**Exercise instructions:** Which lines hold the word "React"? Copy each of them.

○ ○ ○

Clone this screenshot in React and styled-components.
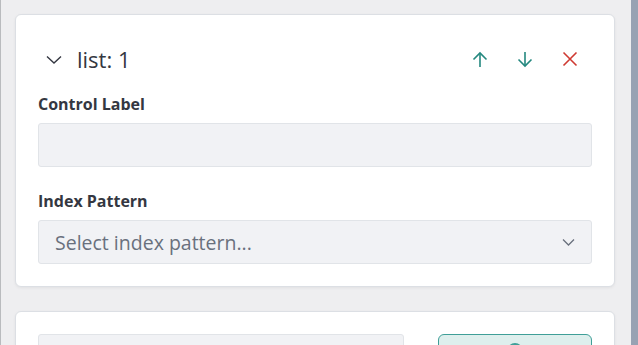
import React from "react";
import styled, { createGlobalStyle } from "styled-components";

const Global = createGlobalStyle`
  html, body { margin: 0; padding: 0; }
  body {
    background: #eeeef0;
    font-family: "Open Sans", "Noto Sans", sans-serif;
    overflow: hidden;
  }
`;

const Frame = styled.div`
  display: flex;
  width: 638px;
  height: 345px;
  overflow: hidden;
  border-left: 1px solid #b9bbbe;
  box-sizing: border-box;
`;

const Main = styled.div`
  flex: 1;
  display: flex;
  flex-direction: column;
  gap: 24px;
  padding: 14px 16px 0 14px;
  min-width: 0;
`;

const ScrollStrip = styled.div`
  width: 7px;
  background: #98a2b3;
  flex-shrink: 0;
`;

const Card = styled.section`
  background: #fff;
  border: 1px solid #dcdfe4;
  border-radius: 6px;
  box-shadow: 0 1px 3px rgba(0, 0, 0, 0.06);
  padding: ${(p) => p.$pad};
  display: flex;
  flex-direction: column;
  flex-shrink: 0;
`;

const Header = styled.div`
  display: flex;
  align-items: center;
  height: 32px;
  padding: 0 14px 0 8px;
`;

const Toggle = styled.span`
  display: flex;
  width: 16px;
  margin-right: 15px;
  color: #343741;
`;

const Title = styled.h2`
  margin: 0;
  flex: 1;
  font-size: 22px;
  font-weight: 400;
  color: #343741;
  letter-spacing: 0;
`;

const Actions = styled.div`
  display: flex;
  align-items: center;
  gap: 29px;
`;

const IconBtn = styled.button`
  border: 0;
  background: none;
  padding: 0;
  display: flex;
  color: ${(p) => p.$color};
  cursor: pointer;
`;

const Field = styled.div`
  display: flex;
  flex-direction: column;
  gap: 9px;
  margin-top: ${(p) => p.$top}px;
`;

const Label = styled.label`
  font-size: 16px;
  font-weight: 700;
  color: #343741;
  line-height: 20px;
`;

const Input = styled.div`
  height: 44px;
  box-sizing: border-box;
  background: #f1f2f5;
  border: 1px solid #e1e4e8;
  border-radius: 3px;
  display: flex;
  align-items: center;
  padding: 0 16px;
  width: ${(p) => p.$w || "auto"};
`;

const Placeholder = styled.span`
  flex: 1;
  font-size: 19.5px;
  color: #69707d;
`;

const Row = styled.div`
  display: flex;
  justify-content: space-between;
`;

const ApplyButton = styled.div`
  width: 154px;
  height: 44px;
  box-sizing: border-box;
  border: 1.5px solid #3f9f98;
  border-radius: 6px;
  background: #deefed;
  display: flex;
  justify-content: center;
  padding-top: 8px;
`;

const Ring = styled.span`
  width: 16px;
  height: 16px;
  border-radius: 50%;
  border: 2px solid #3f9f98;
  box-sizing: border-box;
`;

const Chevron = () => (
  <svg width="16" height="15" viewBox="0 0 16 15" fill="none" stroke="currentColor" strokeWidth="1.4">
    <path d="M1 4.5 L8 11 L15 4.5" />
  </svg>
);

const ArrowUp = () => (
  <svg width="16" height="17" viewBox="0 0 16 17" fill="none" stroke="currentColor" strokeWidth="1.6">
    <path d="M8 16 V2" />
    <path d="M1.5 8.5 L8 2 L14.5 8.5" />
  </svg>
);

const ArrowDown = () => (
  <svg width="16" height="17" viewBox="0 0 16 17" fill="none" stroke="currentColor" strokeWidth="1.6">
    <path d="M8 1 V15" />
    <path d="M1.5 8.5 L8 15 L14.5 8.5" />
  </svg>
);

const Cross = () => (
  <svg width="16" height="16" viewBox="0 0 16 16" fill="none" stroke="currentColor" strokeWidth="1.6">
    <path d="M1.5 1.5 L14.5 14.5 M14.5 1.5 L1.5 14.5" />
  </svg>
);

const SmallChevron = () => (
  <svg width="13" height="12" viewBox="0 0 13 12" fill="none" stroke="#69707d" strokeWidth="1.3">
    <path d="M1 3.5 L6.5 9 L12 3.5" />
  </svg>
);

export default function App() {
  return (
    <>
      <Global />
      <Frame>
        <Main>
          <Card $pad="28px 22px 22px 22px">
            <Header>
              <Toggle>
                <Chevron />
              </Toggle>
              <Title>list: 1</Title>
              <Actions>
                <IconBtn $color="#24887f" aria-label="Move up">
                  <ArrowUp />
                </IconBtn>
                <IconBtn $color="#24887f" aria-label="Move down">
                  <ArrowDown />
                </IconBtn>
                <IconBtn $color="#cf3a32" aria-label="Remove">
                  <Cross />
                </IconBtn>
              </Actions>
            </Header>
            <Field $top={19}>
              <Label>Control Label</Label>
              <Input />
            </Field>
            <Field $top={24}>
              <Label>Index Pattern</Label>
              <Input>
                <Placeholder>Select index pattern...</Placeholder>
                <SmallChevron />
              </Input>
            </Field>
          </Card>
          <Card $pad="22px 22px 22px 22px">
            <Row>
              <Input $w="366px" />
              <ApplyButton>
                <Ring />
              </ApplyButton>
            </Row>
          </Card>
        </Main>
        <ScrollStrip />
      </Frame>
    </>
  );
}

○ ○ ○

**Answer in full:**
Clone this screenshot in React and styled-components.
import React from "react";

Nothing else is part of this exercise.